Terceira Casa?
No mapa astral, a Terceira Casa é o setor das comunicações e expressões,
textos, falas e pensamentos. Sobre o quê? Sobre si mesmo, sobre o mundo ao
redor, sobre tudo. É isso aqui.
quarta-feira, 24 de agosto de 2011
Crônicas portuguesas 2: Fados
Nivaldo Pereira
Publicada no Pioneiro, 17/04/2009
Viagem feita jamais cessa de recomeçar. Pois sempre surge a memória, liberta do passado, a recriar a viagem a cada evocação, ampliando-a, recortando-a de mil maneiras, lançando-me outra vez na estrada. Por isso, não sigo a pressa de fixar o já vivido em trânsito num jorro contínuo de confissões. Busco, sim, ruminá-lo devagar, qual boi manhoso que, na aprazível noitinha do curral, degusta sabores inéditos nas dobras sutis do capim engolido displicentemente na voragem do dia. Na bovina languidez do agora, o cheiro de pão torrado na vizinhança me conduz ao odor similar da cozinha do albergue em Lisboa. E a viagem se reinventa, no café matinal entre estrangeiros como eu.
Passo manteiga na fatia torrada de pão. Os ouvidos fisgam a voz de uma jovem ajudante da cozinha ao lado. É uma negra retinta e bonita – pelo sotaque, certamente vinda de alguma ex-colônia portuguesa na África. Volta e meia pergunta à colega de cozinha – esta, sim, portuguesa – como se diz alguma coisa. Há forte lamento no tom da negra. O que se confirma na primeira frase que escuto inteira: “Sofro por causa daquele homem desde meus 15 anos de idade”. Espicho todas as minhas 800 orelhas. Ela desfia seus infortúnios. Era mocinha, inocente, e mesmo assim o pai a expulsou de casa, quando soube do romance dela com o tal homem. Chovia torrencialmente, a noite era tão escura que nada se podia ver no caminho. Ela saiu andando, na lama, chorando, com medo dos raios...
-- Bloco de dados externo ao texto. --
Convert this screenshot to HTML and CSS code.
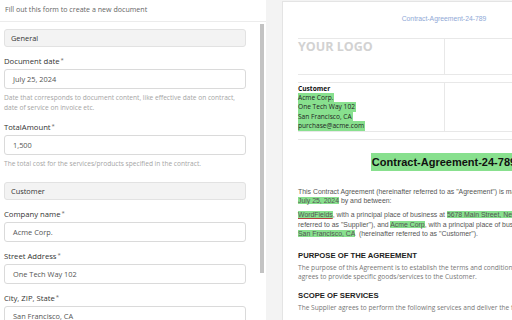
FILE: index.html
```html
<!DOCTYPE html>
<html lang="en">
<head>
<meta charset="utf-8">
<title>New document</title>
<link rel="stylesheet" href="styles.css">
</head>
<body>
<div class="app">
  <aside class="form-pane">
    <div class="form-head">Fill out this form to create a new document</div>
    <div class="form-scroll">
      <div class="section-title">General</div>
      <div class="field">
        <div class="label">Document date<span class="req">*</span></div>
        <div class="input">July 25, 2024</div>
        <div class="hint">Date that corresponds to document content, like effective date on contract, date of service on invoice etc.</div>
      </div>
      <div class="field">
        <div class="label">TotalAmount<span class="req">*</span></div>
        <div class="input">1,500</div>
        <div class="hint">The total cost for the services/products specified in the contract.</div>
      </div>
      <div class="section-title">Customer</div>
      <div class="field">
        <div class="label">Company name<span class="req">*</span></div>
        <div class="input">Acme Corp.</div>
      </div>
      <div class="field">
        <div class="label">Street Address<span class="req">*</span></div>
        <div class="input">One Tech Way 102</div>
      </div>
      <div class="field">
        <div class="label">City, ZIP, State<span class="req">*</span></div>
        <div class="input">San Francisco, CA</div>
      </div>
    </div>
    <div class="scroll-thumb"></div>
  </aside>
  <main class="preview">
    <div class="page">
      <div class="doc-id">Contract-Agreement-24-789</div>
      <table class="head-table">
        <tr class="row-logo">
          <td class="cell-left"><div class="logo">YOUR LOGO</div></td>
          <td></td>
        </tr>
        <tr class="row-gap"><td colspan="2"></td></tr>
        <tr class="row-party">
          <td class="cell-left">
            <div class="party-title">Customer</div>
            <div><span class="hl-line">Acme Corp.</span></div>
            <div><span class="hl-line">One Tech Way 102</span></div>
            <div><span class="hl-line">San Francisco, CA</span></div>
            <div><span class="hl-line">purchase@acme.com</span></div>
          </td>
          <td></td>
        </tr>
        <tr class="row-gap"><td colspan="2"></td></tr>
      </table>
      <h1 class="doc-title"><span class="hl-title">Contract-Agreement-24-789</span></h1>
      <p class="intro">This Contract Agreement (hereinafter referred to as "Agreement") is made and entered into on<br><span class="hl">July 25, 2024</span> by and between:</p>
      <p class="intro"><span class="hl spell">WordFields</span>, with a principal place of business at <span class="hl">5678 Main Street, New York, NY</span> (hereinafter<br>referred to as "Supplier"), and <span class="hl">Acme Corp</span>, with a principal place of business at <span class="hl">One Tech Way 102</span>,<br><span class="hl">San Francisco, CA</span> &nbsp;(hereinafter referred to as "Customer").</p>
      <h2 class="doc-h">PURPOSE OF THE AGREEMENT</h2>
      <p class="body">The purpose of this Agreement is to establish the terms and conditions under which the Supplier<br>agrees to provide specific goods/services to the Customer.</p>
      <h2 class="doc-h doc-h-next">SCOPE OF SERVICES</h2>
      <p class="body">The Supplier agrees to perform the following services and deliver the following goods:</p>
    </div>
  </main>
</div>
</body>
</html>
```
FILE: styles.css
```css
* { box-sizing: border-box; }
html, body { margin: 0; padding: 0; }
body {
  width: 512px;
  height: 320px;
  overflow: hidden;
  background: #ffffff;
  font-family: "Open Sans", "Noto Sans", sans-serif;
  color: #333;
}
.app {
  display: flex;
  height: 320px;
}
.form-pane {
  position: relative;
  width: 266px;
  flex: none;
  display: flex;
  flex-direction: column;
  background: #fff;
}
.form-head {
  height: 22px;
  line-height: 19px;
  padding-left: 5px;
  font-size: 7.1px;
  color: #666;
  border-bottom: 1px solid #ececec;
  flex: none;
}
.form-scroll {
  flex: 1;
  overflow: hidden;
  padding: 7px 20px 0 4px;
}
.scroll-thumb {
  position: absolute;
  left: 260px;
  top: 24px;
  width: 4px;
  height: 249px;
  background: #c3c3c3;
}
.section-title {
  height: 18px;
  line-height: 16px;
  padding: 0 6px;
  font-size: 7.4px;
  color: #333;
  background: #f3f3f3;
  border: 1px solid #e2e2e2;
  border-radius: 3px;
}
.field + .section-title { margin-top: 13px; }
.field { margin-top: 7px; }
.label {
  line-height: 12px;
  font-size: 7.7px;
  color: #333;
  margin-bottom: 2px;
}
.req { font-size: 6px; color: #666; vertical-align: 2px; margin-left: 1px; }
.input {
  height: 20px;
  line-height: 18px;
  padding: 0 8px;
  font-size: 7.4px;
  color: #555;
  background: #fff;
  border: 1px solid #dadada;
  border-radius: 3px;
}
.hint {
  margin-top: 4px;
  line-height: 10px;
  font-size: 6.6px;
  color: #a5a5a5;
}
.preview {
  flex: 1;
  min-width: 0;
  overflow: hidden;
  background: #f3f3f3;
  padding: 1px 0 0 16px;
}
.page {
  width: 324px;
  min-height: 400px;
  background: #fff;
  border: 1px solid #e4e4e4;
  padding: 12px 15px 0 15px;
  white-space: nowrap;
}
.doc-id {
  text-align: center;
  font-family: "Liberation Sans", Arial, sans-serif;
  font-size: 6.8px;
  line-height: 10px;
  color: #8fa9d6;
}
.head-table {
  width: 100%;
  margin-top: 14px;
  border-collapse: collapse;
  table-layout: fixed;
}
.head-table td {
  padding: 0;
  border-top: 1px solid #e8e8e8;
  border-bottom: 1px solid #e8e8e8;
  vertical-align: top;
}
.head-table .cell-left { border-right: 1px solid #e8e8e8; width: 50%; }
.row-logo td { height: 36px; }
.row-gap td { height: 8px; }
.row-party td { height: 45px; }
.logo {
  font-family: "Open Sans", sans-serif;
  font-weight: 700;
  font-size: 12.5px;
  line-height: 16px;
  color: #d2d2d2;
}
.row-party .cell-left {
  font-size: 6.6px;
  line-height: 9.4px;
  color: #222;
  padding-top: 0.5px;
}
.party-title { font-weight: 700; color: #111; }
.hl-line {
  display: inline-block;
  background: #88e08e;
  line-height: 9.4px;
  padding-right: 1px;
}
.hl { background: #88e08e; }
.spell { text-decoration: underline #b04040; text-decoration-thickness: 0.6px; text-underline-offset: 1px; }
.doc-title {
  margin: 13px 0 0 0;
  text-align: center;
  font-family: "Liberation Sans", Arial, sans-serif;
  font-weight: 700;
  font-size: 11px;
  line-height: 18px;
  color: #111;
}
.hl-title {
  display: inline-block;
  background: #88e08e;
  padding: 0 1px;
}
.intro {
  margin: 16px 0 0 0;
  font-family: "Liberation Sans", Arial, sans-serif;
  font-size: 6.9px;
  line-height: 9.4px;
  color: #555;
}
.intro + .intro { margin-top: 5px; }
.doc-h {
  margin: 12px 0 0 0;
  font-family: "Liberation Sans", Arial, sans-serif;
  font-weight: 700;
  font-size: 7.7px;
  line-height: 10px;
  color: #222;
}
.doc-h-next { margin-top: 10px; }
.body {
  margin: 2px 0 0 0;
  font-family: "Open Sans", sans-serif;
  font-size: 6.6px;
  line-height: 9px;
  color: #777;
}
```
Um hóspede interrompe o relato, pedindo mais leite. Fico fazendo hora, querendo o fim da história. Mas a negra se cala. E eu saio à rua. Vou da Baixa ao Chiado, onde ouço, numa ladeira, a voz de Amália Rodrigues a entoar um fado pungente. A canção sai de um quiosque de discos, bem na rua. Dias depois, vejo no documentário Fados, de Carlos Saura, que o ritmo português nasceu da troca cultural havida com a gente vinda das colônias de África e Brasil. Assim, brasileiro, adiciono ao fado real da negra e ao canto de Amália, meu herdado dom de ser um sentimental. E a viagem se redesenha em fragmentos de lusitana saudade, a compor inesperados azulejos.